Hud disebut sebagai cucu Nuh, dari putranya Sam. Bila benar, tidak cukup
terjelaskan bagaimana ia bisa menjadi keluarga terhormat kaum Ad yang
tinggal di Ahqaf, antara Yaman dan Oman, sementara kakeknya di Armenia.
Kaum Ad disebut sebagai masyarakat yang makmur. Perekonomian
berkembang pesat. Pada saat itu, gedung-gedung sudah terbangun megah.
Para penduduknya dilukiskan sebagai orang-orang yang cantik dan tampan.
Namun mereka semua mengabaikan aspek spiritualitas. Mereka hidup
berfoya-foya dan menyombongkan kemewahan.
Hud mengajak mereka untuk mensyukuri kemakmuran itu dengan beribadah
pada Allah. Mereka menolak. Mereka mempercayakan hidupnya pada berhala.

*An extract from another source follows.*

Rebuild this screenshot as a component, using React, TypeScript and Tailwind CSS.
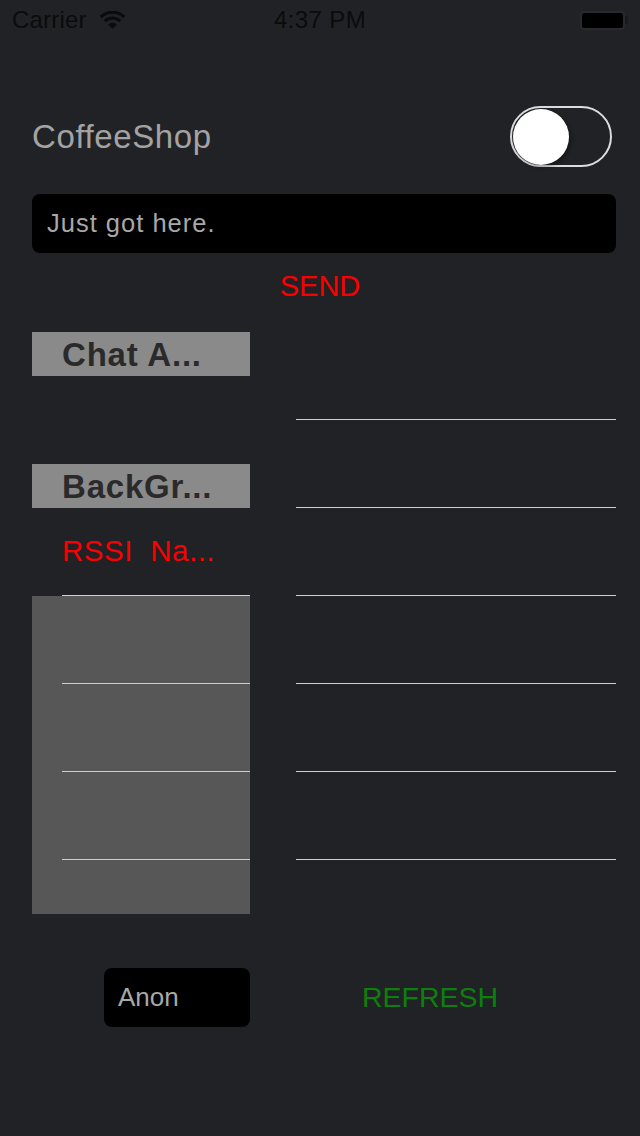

Sampai kemudian datang musibah. Hujan sama sekali tak turun. Sungai dan
sumur mengering. Ladang-ladang menjadi kerontang. Tanaman mati. Juga
ternak-ternak. Hud kembali mengajak mereka menyembah Allah dan berdoa
kepadaNya. Tapi mereka tetap mengagungkan berhala.
Lalu tibalah gumpalan awan hitam. Hud melihat awan itu sebagai pertanda
akan datangnya bencana atau azab Allah. Mereka justru menganggapnya
sebagai awan yang akan mengucurkan hujan dari langit. Mereka bersuka cita,
menduga berhala telah mengabulkan permohonannya. Gumpalan awan hitam itu
ternyata badai gurun atau awan panas yang menyapu kota, selama tujuh hari
tujuh malam.
Kemakmuran kota kaum Ad tidak berbekas. Hud dan pengikutnya kemudian
menetap di wilayah yang kini adalah Hadramaut. Di Timur kota Hadramaut
itulah diyakini Hud dimakamkan. Kisah Hud, kaum Ad mengajarkan dan awan
panas itu mengajarkan betapa fana kemakmuran dunia.